──────── Recorded data ────────

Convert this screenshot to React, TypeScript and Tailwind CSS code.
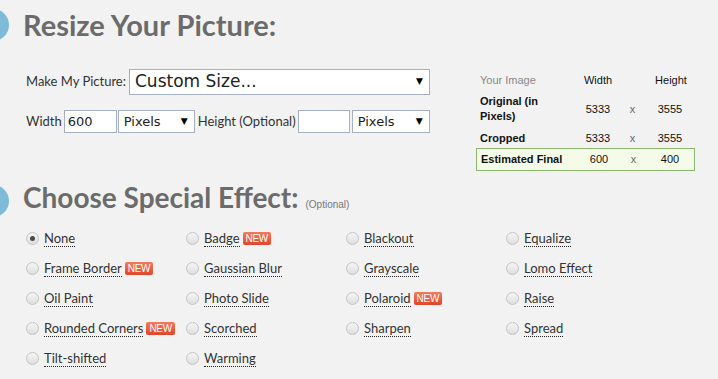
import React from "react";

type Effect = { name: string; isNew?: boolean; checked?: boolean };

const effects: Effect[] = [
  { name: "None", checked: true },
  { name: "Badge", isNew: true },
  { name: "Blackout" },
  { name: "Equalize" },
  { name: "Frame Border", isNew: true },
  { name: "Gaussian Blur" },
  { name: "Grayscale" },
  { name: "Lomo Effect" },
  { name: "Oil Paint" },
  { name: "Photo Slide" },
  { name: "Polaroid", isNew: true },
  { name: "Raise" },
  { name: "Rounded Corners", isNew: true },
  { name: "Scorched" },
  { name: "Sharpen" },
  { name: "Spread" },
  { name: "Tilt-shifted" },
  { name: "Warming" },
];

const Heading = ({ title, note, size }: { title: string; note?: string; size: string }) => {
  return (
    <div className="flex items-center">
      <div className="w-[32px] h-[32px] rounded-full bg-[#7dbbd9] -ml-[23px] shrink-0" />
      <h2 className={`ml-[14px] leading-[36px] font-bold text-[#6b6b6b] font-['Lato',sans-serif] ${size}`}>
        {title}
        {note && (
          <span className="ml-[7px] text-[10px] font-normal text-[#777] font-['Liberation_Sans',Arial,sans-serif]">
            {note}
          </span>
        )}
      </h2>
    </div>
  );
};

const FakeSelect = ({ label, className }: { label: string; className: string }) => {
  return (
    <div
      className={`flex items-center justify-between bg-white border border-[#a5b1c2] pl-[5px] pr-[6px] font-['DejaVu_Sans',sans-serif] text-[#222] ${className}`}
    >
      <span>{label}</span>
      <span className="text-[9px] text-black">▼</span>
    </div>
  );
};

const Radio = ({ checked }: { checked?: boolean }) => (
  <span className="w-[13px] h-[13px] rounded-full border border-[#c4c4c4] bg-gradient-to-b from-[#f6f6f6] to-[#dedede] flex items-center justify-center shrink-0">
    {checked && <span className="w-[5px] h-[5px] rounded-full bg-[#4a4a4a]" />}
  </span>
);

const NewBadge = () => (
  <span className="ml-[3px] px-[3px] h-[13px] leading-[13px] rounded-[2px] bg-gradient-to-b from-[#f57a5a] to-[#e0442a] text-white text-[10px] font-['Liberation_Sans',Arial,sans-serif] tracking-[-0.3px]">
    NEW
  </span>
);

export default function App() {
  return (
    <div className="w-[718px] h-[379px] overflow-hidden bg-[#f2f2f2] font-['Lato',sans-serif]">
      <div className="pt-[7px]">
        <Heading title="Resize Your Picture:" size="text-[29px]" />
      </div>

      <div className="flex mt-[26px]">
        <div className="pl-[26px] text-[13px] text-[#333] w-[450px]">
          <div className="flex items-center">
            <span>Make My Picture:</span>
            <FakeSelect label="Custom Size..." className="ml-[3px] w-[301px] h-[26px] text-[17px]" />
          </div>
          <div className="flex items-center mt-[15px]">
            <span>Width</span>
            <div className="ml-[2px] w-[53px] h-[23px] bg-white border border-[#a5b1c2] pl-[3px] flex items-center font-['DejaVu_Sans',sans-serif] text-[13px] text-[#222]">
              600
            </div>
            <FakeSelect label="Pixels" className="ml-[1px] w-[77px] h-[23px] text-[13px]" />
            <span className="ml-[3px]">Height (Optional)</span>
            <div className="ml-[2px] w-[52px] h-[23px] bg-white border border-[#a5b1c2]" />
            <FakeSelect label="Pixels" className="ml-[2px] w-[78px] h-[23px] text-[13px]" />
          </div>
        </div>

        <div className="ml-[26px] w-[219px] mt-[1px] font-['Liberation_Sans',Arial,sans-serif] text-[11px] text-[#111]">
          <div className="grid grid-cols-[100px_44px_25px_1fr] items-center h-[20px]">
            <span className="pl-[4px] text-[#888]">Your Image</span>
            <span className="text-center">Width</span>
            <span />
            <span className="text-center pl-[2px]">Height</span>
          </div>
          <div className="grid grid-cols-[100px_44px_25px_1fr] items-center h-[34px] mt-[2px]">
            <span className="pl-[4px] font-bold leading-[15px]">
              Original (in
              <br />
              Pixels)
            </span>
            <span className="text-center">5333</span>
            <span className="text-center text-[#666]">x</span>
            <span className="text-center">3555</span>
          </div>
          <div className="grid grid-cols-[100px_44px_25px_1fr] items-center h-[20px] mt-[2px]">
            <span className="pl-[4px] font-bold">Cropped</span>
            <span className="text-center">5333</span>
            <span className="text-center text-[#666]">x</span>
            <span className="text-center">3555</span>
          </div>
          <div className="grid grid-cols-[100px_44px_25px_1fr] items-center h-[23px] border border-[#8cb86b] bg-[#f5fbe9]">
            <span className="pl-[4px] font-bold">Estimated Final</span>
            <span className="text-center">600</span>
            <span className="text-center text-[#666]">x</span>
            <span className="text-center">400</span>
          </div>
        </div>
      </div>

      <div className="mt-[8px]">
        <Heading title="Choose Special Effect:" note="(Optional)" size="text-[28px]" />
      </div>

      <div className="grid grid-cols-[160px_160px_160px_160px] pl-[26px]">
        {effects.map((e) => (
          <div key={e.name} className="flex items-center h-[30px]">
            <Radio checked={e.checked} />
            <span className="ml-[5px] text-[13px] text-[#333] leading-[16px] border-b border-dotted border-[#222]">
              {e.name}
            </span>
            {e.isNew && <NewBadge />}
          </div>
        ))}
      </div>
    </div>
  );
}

────────

● **Task description**: Show each line of the data that contains the string "React".

● **Final result**:
Convert this screenshot to React, TypeScript and Tailwind CSS code.
import React from "react";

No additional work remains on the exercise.